## YOUR GOAL
From the listing below, output the lines between the one with "Convert this screenshot" and the one with "import React from", including those two, and nothing else. Pictures are not copied.

(Records contained in a dataset)
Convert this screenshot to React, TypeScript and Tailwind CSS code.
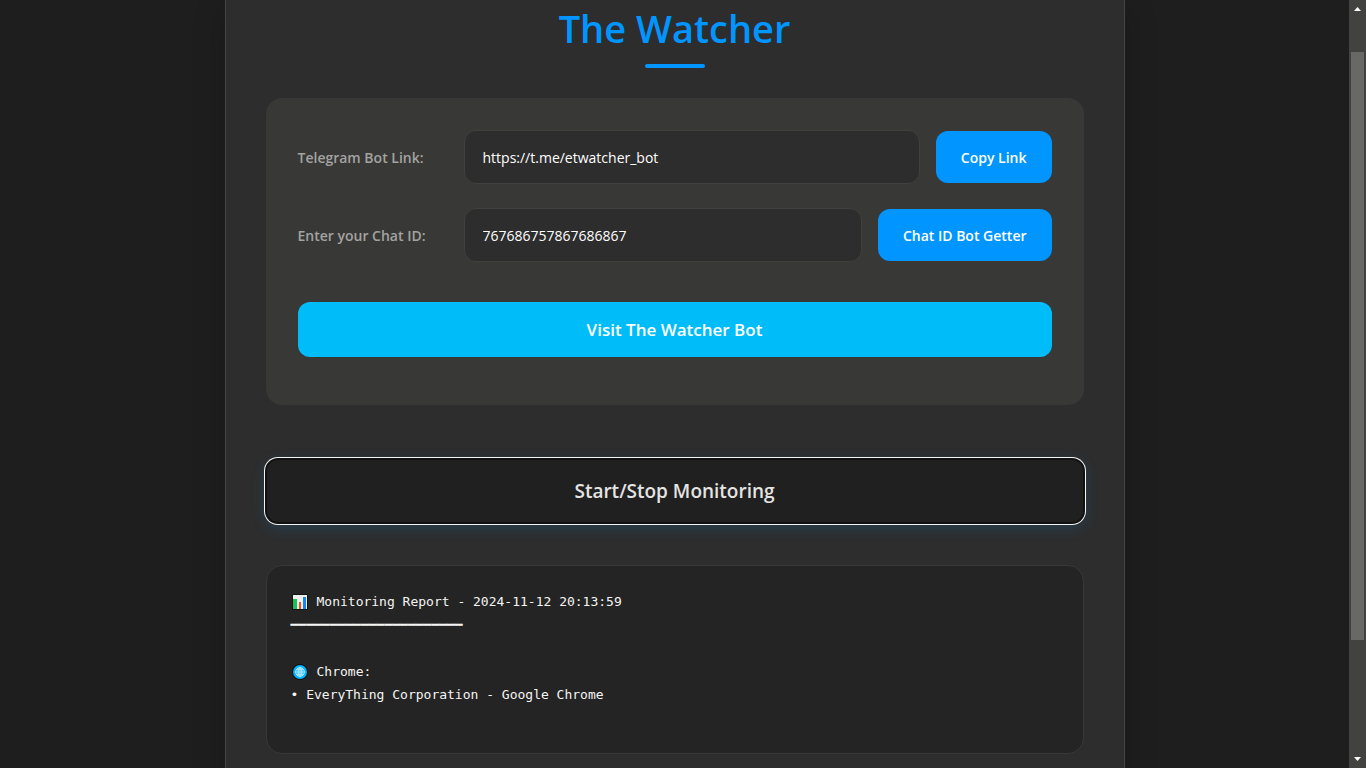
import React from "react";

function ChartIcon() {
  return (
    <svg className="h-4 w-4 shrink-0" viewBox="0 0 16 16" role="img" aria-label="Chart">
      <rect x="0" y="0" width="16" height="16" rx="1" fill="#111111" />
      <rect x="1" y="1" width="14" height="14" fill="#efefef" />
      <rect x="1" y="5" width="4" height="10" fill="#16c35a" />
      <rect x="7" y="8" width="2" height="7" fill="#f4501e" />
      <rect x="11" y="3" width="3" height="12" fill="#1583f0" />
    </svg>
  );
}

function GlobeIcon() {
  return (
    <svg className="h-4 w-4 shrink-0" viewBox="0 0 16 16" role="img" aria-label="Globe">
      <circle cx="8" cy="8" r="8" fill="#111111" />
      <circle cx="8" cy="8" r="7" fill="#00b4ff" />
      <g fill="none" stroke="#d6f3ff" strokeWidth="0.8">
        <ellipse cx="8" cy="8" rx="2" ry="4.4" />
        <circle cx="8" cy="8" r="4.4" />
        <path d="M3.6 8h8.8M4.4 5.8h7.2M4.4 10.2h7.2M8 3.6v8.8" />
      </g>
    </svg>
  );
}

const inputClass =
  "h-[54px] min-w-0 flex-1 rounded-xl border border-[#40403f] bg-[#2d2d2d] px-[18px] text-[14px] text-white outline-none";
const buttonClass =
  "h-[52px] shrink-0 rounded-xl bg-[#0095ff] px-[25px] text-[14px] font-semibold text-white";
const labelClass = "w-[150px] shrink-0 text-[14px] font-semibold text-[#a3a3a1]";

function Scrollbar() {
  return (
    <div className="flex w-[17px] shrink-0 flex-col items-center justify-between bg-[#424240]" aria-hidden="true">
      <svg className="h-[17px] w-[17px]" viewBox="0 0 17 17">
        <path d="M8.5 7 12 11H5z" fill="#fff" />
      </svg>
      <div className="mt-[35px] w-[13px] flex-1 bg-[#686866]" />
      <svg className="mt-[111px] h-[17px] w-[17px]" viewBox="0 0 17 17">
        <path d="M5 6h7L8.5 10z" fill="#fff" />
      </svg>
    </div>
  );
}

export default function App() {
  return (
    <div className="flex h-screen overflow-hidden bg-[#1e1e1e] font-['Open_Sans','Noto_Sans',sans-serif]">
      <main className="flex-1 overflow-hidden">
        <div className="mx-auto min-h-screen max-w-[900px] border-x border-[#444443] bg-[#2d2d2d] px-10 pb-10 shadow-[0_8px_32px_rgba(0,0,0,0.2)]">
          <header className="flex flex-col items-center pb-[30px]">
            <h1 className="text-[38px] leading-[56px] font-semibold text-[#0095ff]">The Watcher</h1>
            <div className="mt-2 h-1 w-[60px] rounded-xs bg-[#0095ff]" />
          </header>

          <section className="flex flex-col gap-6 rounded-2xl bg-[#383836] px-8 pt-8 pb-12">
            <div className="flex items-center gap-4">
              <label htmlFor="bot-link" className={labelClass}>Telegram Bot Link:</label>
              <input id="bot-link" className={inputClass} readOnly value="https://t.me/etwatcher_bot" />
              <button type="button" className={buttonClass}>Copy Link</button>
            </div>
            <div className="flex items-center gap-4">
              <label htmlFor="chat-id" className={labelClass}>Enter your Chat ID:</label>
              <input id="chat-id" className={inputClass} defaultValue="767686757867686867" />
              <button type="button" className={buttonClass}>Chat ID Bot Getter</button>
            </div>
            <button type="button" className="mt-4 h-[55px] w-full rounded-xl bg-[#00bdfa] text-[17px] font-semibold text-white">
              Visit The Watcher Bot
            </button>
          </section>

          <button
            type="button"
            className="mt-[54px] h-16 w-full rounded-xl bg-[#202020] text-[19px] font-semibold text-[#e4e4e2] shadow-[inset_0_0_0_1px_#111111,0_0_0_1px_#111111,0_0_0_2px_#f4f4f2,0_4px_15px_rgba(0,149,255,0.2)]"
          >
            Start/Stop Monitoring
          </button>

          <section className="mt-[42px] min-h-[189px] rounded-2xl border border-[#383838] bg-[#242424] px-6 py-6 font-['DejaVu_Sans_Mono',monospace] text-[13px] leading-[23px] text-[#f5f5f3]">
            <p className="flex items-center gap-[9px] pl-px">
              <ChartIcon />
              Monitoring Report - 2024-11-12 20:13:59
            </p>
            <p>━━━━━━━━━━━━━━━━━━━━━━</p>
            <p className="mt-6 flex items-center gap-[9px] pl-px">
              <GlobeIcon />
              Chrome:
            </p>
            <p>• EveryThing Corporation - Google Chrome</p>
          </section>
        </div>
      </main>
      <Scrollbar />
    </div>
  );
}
---
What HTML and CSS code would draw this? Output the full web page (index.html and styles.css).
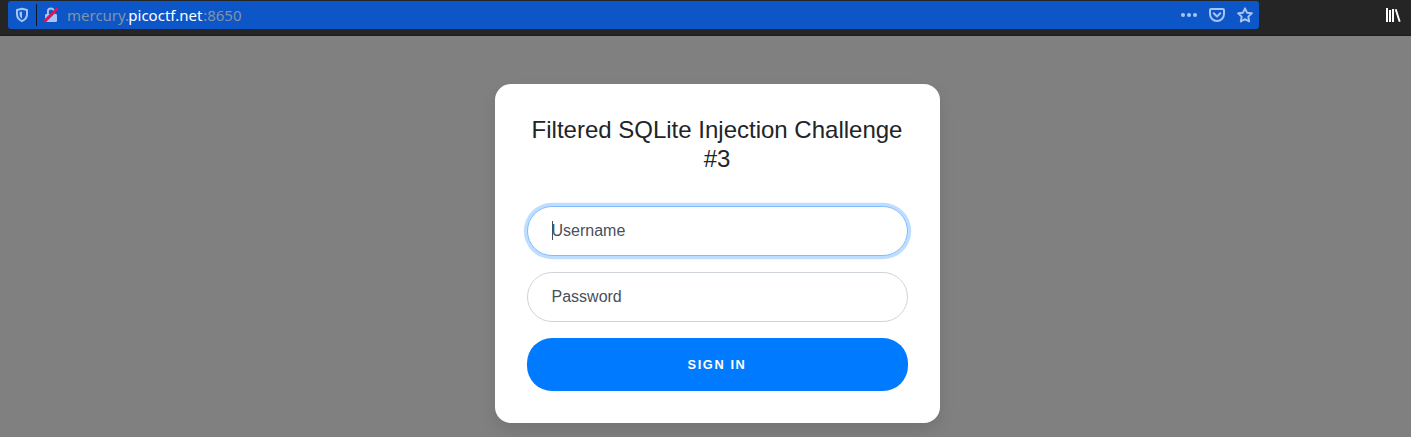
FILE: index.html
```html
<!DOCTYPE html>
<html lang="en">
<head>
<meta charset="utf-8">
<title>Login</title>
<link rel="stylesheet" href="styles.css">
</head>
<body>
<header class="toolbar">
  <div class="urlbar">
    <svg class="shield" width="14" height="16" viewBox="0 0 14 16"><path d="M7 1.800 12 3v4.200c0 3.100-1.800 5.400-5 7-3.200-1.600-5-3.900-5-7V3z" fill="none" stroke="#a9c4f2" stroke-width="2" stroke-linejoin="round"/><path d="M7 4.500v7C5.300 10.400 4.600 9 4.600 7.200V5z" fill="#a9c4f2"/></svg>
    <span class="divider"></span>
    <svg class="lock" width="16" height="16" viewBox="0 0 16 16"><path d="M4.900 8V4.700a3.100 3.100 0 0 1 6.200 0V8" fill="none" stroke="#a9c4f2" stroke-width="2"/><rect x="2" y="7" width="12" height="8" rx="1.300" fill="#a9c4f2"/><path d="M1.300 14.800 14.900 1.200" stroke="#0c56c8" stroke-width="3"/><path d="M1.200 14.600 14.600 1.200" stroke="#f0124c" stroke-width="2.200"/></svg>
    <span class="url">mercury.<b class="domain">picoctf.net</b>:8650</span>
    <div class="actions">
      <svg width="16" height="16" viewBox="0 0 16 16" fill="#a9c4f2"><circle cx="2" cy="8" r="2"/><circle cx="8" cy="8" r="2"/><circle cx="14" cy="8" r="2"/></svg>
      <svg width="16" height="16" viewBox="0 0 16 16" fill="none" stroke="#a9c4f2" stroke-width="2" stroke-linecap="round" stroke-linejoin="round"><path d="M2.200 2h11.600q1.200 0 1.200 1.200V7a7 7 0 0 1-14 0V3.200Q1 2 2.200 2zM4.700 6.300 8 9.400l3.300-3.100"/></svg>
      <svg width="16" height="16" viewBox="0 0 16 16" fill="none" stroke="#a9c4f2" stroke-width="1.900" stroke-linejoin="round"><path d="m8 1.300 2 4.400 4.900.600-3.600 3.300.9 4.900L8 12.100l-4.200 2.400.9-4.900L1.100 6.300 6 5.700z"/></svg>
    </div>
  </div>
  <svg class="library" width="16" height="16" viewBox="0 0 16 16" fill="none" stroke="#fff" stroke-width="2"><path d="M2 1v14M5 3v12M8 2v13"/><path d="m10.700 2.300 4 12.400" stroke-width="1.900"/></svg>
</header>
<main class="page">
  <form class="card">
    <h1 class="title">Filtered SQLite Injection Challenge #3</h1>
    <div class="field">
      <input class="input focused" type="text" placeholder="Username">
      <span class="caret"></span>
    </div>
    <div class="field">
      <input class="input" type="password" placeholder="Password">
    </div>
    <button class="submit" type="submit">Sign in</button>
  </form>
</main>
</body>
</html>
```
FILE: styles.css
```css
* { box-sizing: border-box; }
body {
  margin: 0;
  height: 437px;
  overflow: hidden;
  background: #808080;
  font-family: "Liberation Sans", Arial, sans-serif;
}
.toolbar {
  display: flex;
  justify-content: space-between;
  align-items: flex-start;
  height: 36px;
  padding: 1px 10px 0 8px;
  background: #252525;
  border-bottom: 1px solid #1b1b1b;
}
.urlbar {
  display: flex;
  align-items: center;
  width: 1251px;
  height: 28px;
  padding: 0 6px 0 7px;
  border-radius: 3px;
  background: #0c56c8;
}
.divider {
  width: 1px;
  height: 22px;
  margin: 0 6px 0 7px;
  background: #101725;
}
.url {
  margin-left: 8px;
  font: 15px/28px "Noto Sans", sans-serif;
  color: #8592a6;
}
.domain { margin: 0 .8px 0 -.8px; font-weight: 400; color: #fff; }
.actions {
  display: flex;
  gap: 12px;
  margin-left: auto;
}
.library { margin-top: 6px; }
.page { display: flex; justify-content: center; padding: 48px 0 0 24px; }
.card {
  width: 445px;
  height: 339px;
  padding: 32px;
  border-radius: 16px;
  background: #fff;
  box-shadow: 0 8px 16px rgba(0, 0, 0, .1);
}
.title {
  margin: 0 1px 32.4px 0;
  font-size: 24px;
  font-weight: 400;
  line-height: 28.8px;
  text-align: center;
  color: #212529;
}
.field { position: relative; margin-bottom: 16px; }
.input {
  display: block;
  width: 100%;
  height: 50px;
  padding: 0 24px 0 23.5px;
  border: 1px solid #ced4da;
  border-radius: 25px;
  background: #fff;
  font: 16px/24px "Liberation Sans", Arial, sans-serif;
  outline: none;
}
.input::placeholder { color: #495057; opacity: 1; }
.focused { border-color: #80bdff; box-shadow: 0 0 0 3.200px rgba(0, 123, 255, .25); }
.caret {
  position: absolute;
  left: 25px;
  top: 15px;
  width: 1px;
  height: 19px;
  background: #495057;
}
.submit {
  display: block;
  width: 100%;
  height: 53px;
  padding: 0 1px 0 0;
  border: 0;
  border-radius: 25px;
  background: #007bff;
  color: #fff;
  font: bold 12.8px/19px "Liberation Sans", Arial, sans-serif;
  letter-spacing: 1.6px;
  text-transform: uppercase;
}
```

## COMPLETE ANSWER
Convert this screenshot to React, TypeScript and Tailwind CSS code.
import React from "react";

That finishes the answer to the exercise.